Alternate ways of Expression: One way of expressing who we are and what we have to say to the world is ‘speaking’. There are other methods - the simplest being writing. Writing is within the comfort zone of the introvert as its asynchronous, and there is no sword hanging over you to respond. Contribute to your team’s blog, share your expertise on LinkedIn or any medium as a starter.

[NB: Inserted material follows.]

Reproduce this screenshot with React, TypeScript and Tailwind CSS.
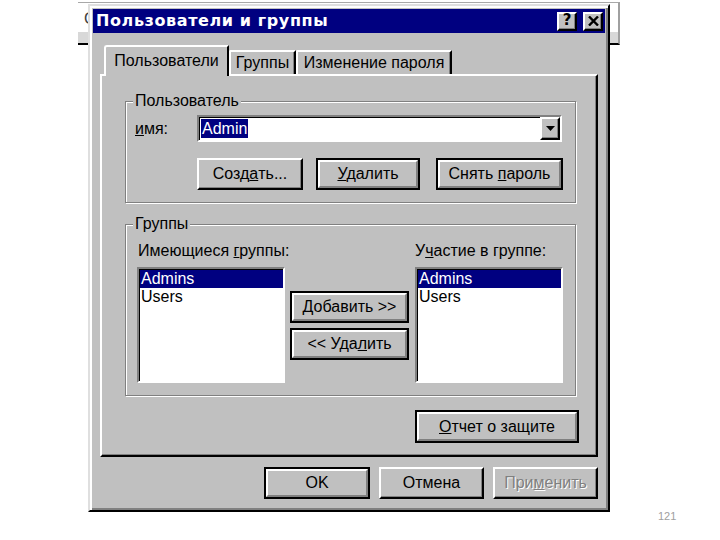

Souvenirs/Memorabilia: The small things that mean much to you - a bat signed by Sachin Tendulkar, a token gift you got for a job well done, a photograph of your unique vacation - display them on your desk or your virtual background. This will prompt people to ask you about it. I took inspiration for this idea from a post on TCS CEO Rajesh Gopinathan. He had a telescope behind him in the background of a virtual townhall. Thousands of TCSers (some of them my dear friends, as I worked there for 14 years) who logged in noticed that. And guess what - the conversation invariably went to the telescope and star gazing:-)
Making Creative pursuits useful: Most introverts have a hobby that they spend hours on (remember they have high solo time). It could be photography, making movie scripts, music, sculpturing, painting etc. Volunteering for team building activities/any opportunities that involve any one of these (alone/otherwise) and making oneself useful earns many a friend!
Sharing expertise: Proactively asking if someone could use your expertise outside your team context, helps you build your network organically one team/person at a time. This also serves the purpose of helping someone in need along with our own agenda. Once we do this more, our discomfort in the company of strangers also decreases.
Being vulnerable: This is a little stretch from an introvert’s comfort zone. However this has multiple dividends.
Stating what you are not good at in the conversation followed by speaking what you have in mind can make you appear very real. For eg, “I am not great at playing devil’s advocate. But this is what comes up for me when I listen to your idea....”. The brilliance of this method lies in its simplicity and the ability to connect with people.
What is the one step you can take to increase your influence?